Tropico 4: Modern Times review

The island of Tropico is about to get with the times.

Tropico 4’s newest expansion pack, Modern Times, is an attempt by Calypso Games to take the dingy and shanty-filled communities of Tropico and modernize them. What we end up with is a strange hybrid of futuristic mega structures and rusty tin-roofed shacks.

Making History

Looks like the apartment complexes have the same architect

This is an expansion to the base game of Tropico 4, and as such is merely building upon it. We’re not getting any major or even minor gameplay changes here. Heck, there was barely any change between Tropico 3 and 4 to begin with. If it isn’t broke…

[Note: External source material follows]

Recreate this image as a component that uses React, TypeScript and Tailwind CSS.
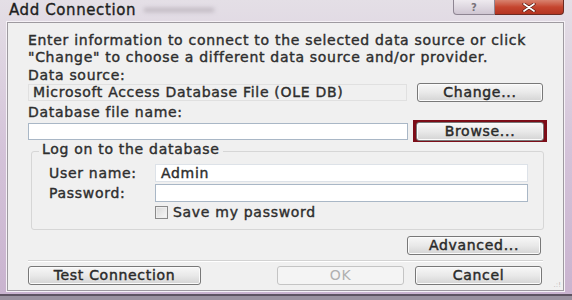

Modern Times introduces the Timeline feature (located at the top of the mini map) which provides a fun new element of ‘randomness’ to your games. Providing a few years of advanced warning, the timeline shows you what is coming down the pipeline in terms of events and buildings that will be unlocked. Pretty convenient for El Presidente to know that in about two years there’ll be the Cuban Missile Crisis and you’ll have Conscription activated for free, isn’t it? The Timeline indeed helps to keep things a little more interesting, and gives armchair presidents the chance to feel like their island is more connected to the outside world, even if all they can do is watch freighters sail off into the sunset.

Time to Upgrade

The best views are from the blimp, trust us

Thirty new buildings are introduced, as well. These range from Organic Ranches to massive business towers and metro lines. The best and worst part of the expansion are the buildings. They are just too good. Once you unlock Biofarms, for example, you’ll practically never build a regular farm again. It simplifies the growing process and is more compact and easier to plan than traditional farms. Everything that is new is better and more compact than its predecessor for the most part; but that’s kinda the point then, right? It’s about modernizing your island? Still, some of the massive architectural wonders (7 Star Hotel and Telecom HQ spring to mind) just stick out like sore thumbs.

But that won’t matter when you are raking in the dough from all the modern conveniences that those monstrosities afford you. Once the transition phase is done, you’ll have a gleaming modern city!

For My First Decree…

The old mixing with the new

The new edicts are interesting but nothing particularly jumps out as a ‘I must activate this edict!’. Blocking the internet from your citizens is fun to do, and I’m not sure how sending 100 chinese immigrants gets categorized as a ‘Development Aid,' but it’s a great population boost! 

Since nothing has changed performance-wise, we get the same Tropico experience from 4. Yours truly only ran into a few minor bugs (one of my biofarms was staffed but wouldn’t grow anything, and building near the coast once messed up the pretty beachline) that resolved themselves after saving and reloading the game. You also might notice that textures on the tall buildings will become simplified at a distance, which is probably what the game was doing already for the shanties and low-lying structures, but because these buildings tower over the horizon, you notice it.
 

A tourist's paradise… just don't mind the roaming death squads!

Tropico fans will want to pick this up, as once you pass that beginning phase and have a basic economy going, expanding upon it with the new buildings that unlock will give you an amazing boost. After that, it’s only a matter of time before you’re going to wish you could invade other countries with all of your wealth.